My spray booth PPE of respirator and goggles sit next to my hand holding a can of spray on lacquer.

Cue what has to be one of the smallest jobs our workshop’s spray booth has seen:

The inside of a spray-booth, in which there is a stand that usually holds guitars for spraying, and instead is holding a small spindly 3D-print that would fit in the palm of your hand.

The net result was that my 3D-print didn’t dissolve or discolour, it came out fine and remaind to be fine after sitting around for a couple of days. Here it is alongside one that I didn’t spray:

Two white nylon 3D-prints made of beams and joints (I was testing something structural with these prints, they're not actually meant to be anything in particular) sit on the bench, looking identical in colour and texture.

To the touch there is a little roughness to the coated one, but that went away after I went over it with a 2000 grit sanding pad.

Thus I consider this a successful test, and have ordered a batch of acrylic lacquer enough to do Älgens two body wings.


I also had a less successful test when testing how dye impacts the white plastic binding that I’ve used on the body of Delfinen.

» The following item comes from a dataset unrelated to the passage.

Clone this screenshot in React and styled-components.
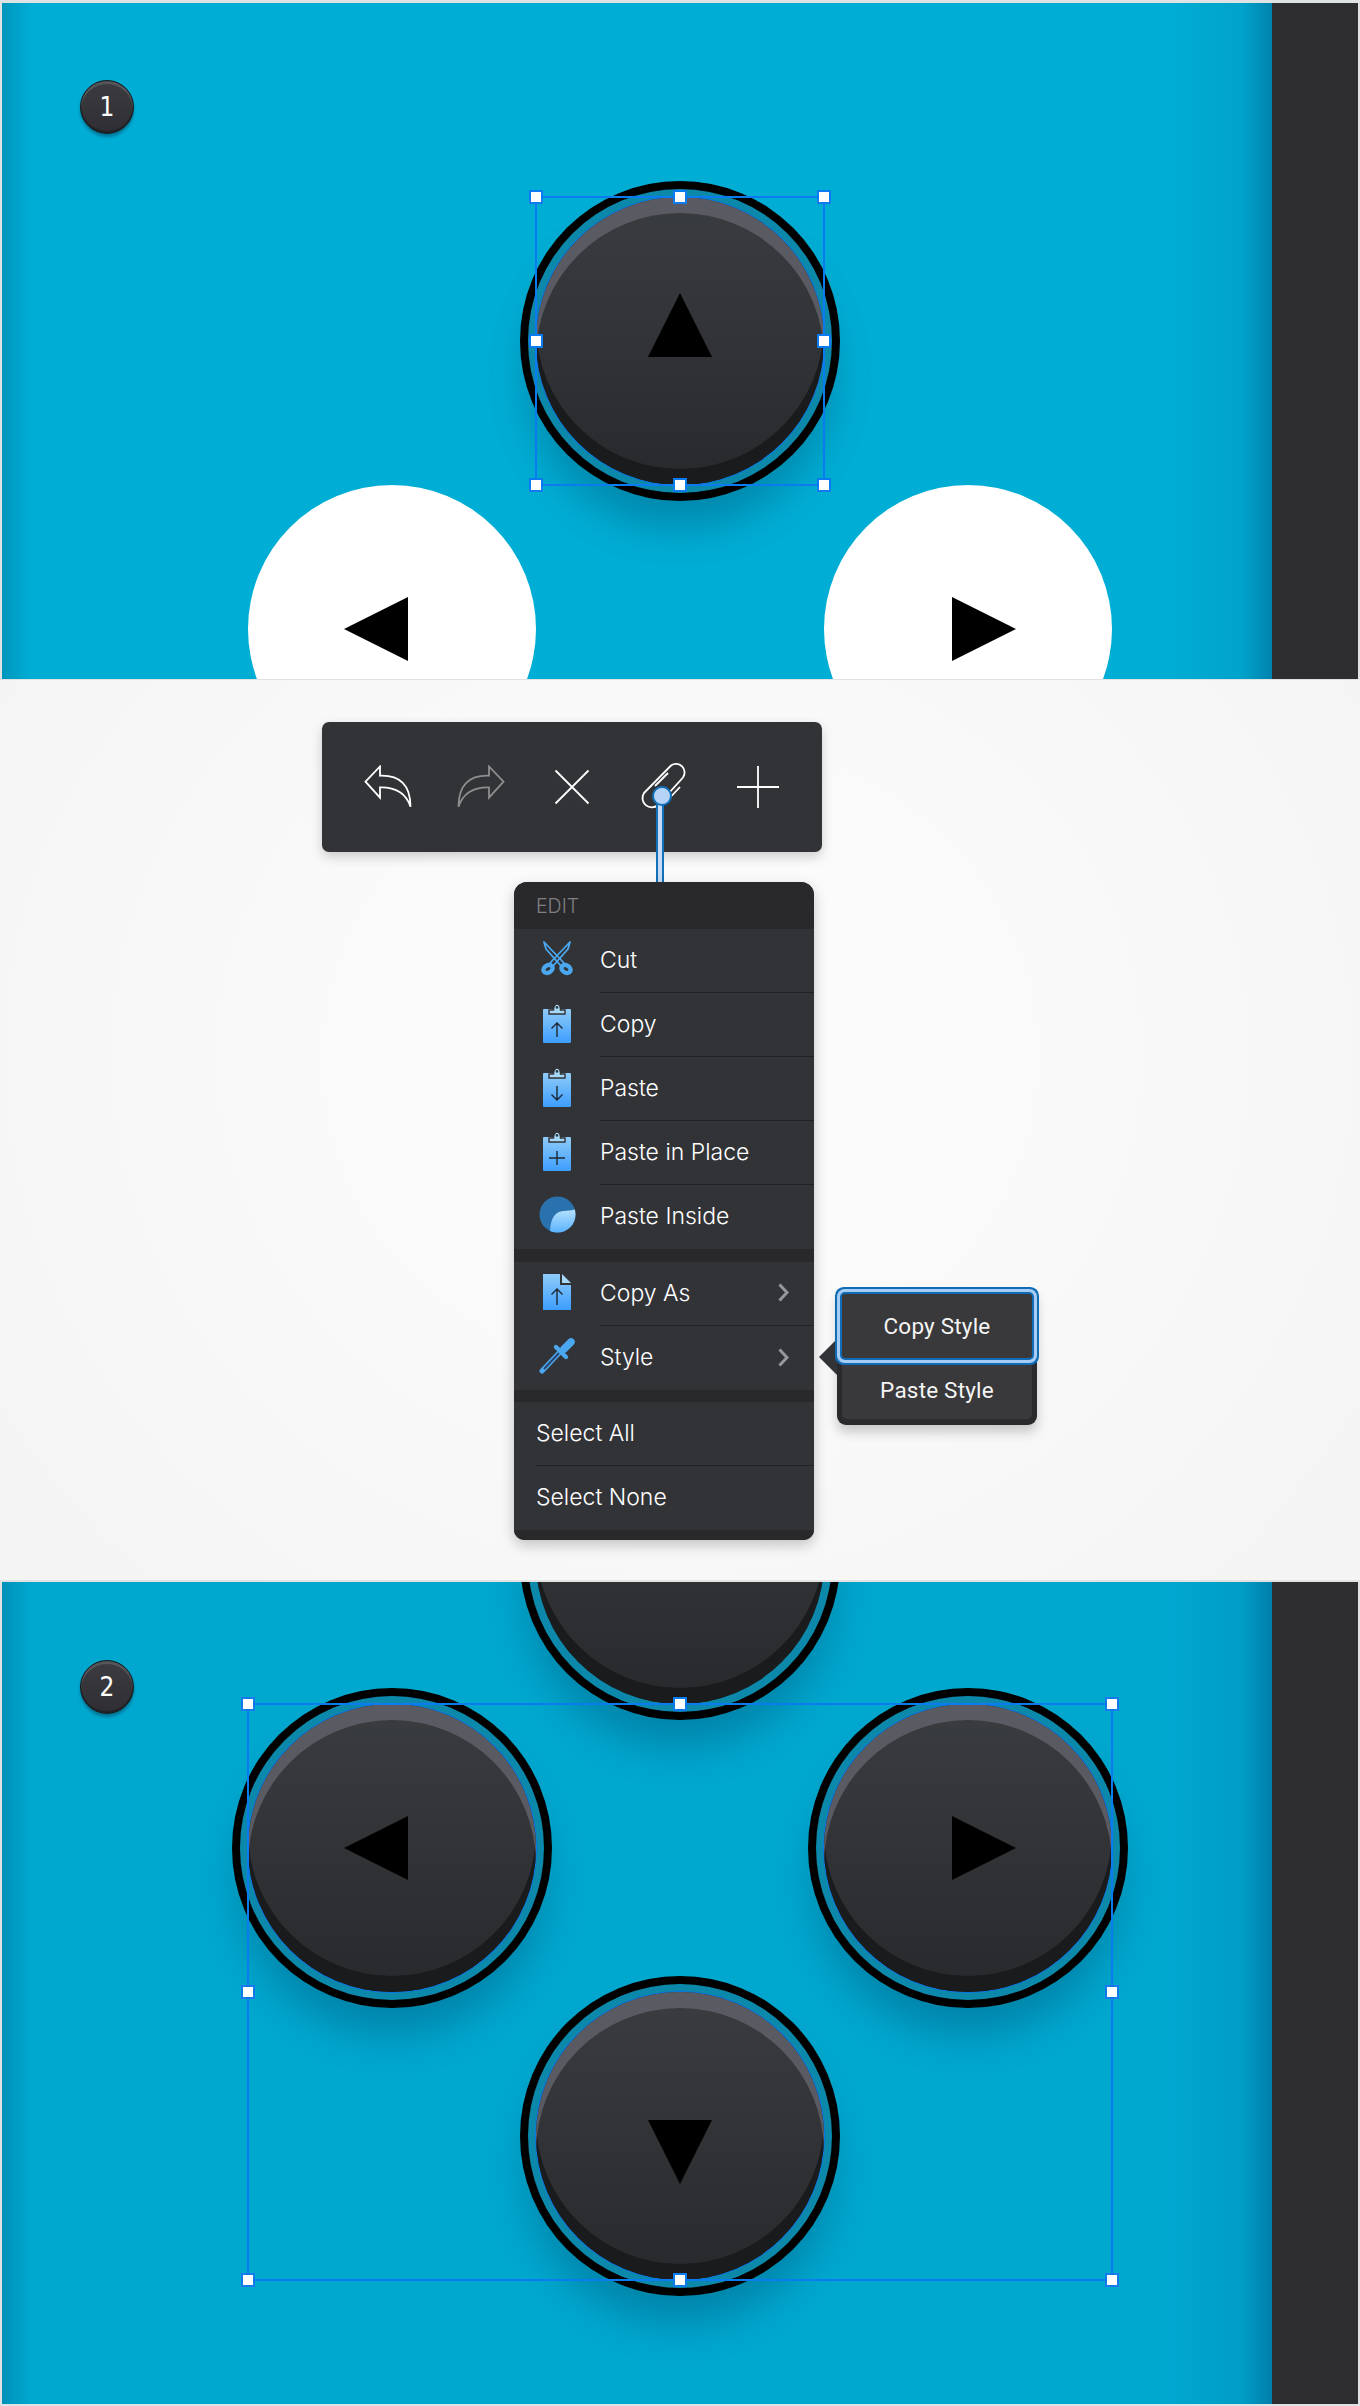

Well, I say less successful, in that the test did work, just I didn’t get the result I wanted, so it feels unfair to slight the test rather than my preference for the result :)

A truly useless photo given the lighting: you can see a strip of white-ish plastic that is perhaps faintly more off-white at the end. In the background you can see a bottle of stain and a cloth I used to apply it.

The plan was to stain Delfinen orange, since before I decided to try putting binding on it, and so now I need to retroactively come up with a plan on how to stain a guitar I’ve put binding on. My hope was that the stain, which is water based, wouldn’t get into the binding and leave colour, but my testing showed that not to be the case, you can perhaps just about see in the terrible photo above that the binding has gone somewhat orange there. My hope is that it’ll not have sunk in and the stain will scrape off, but that might just be wishful thinking.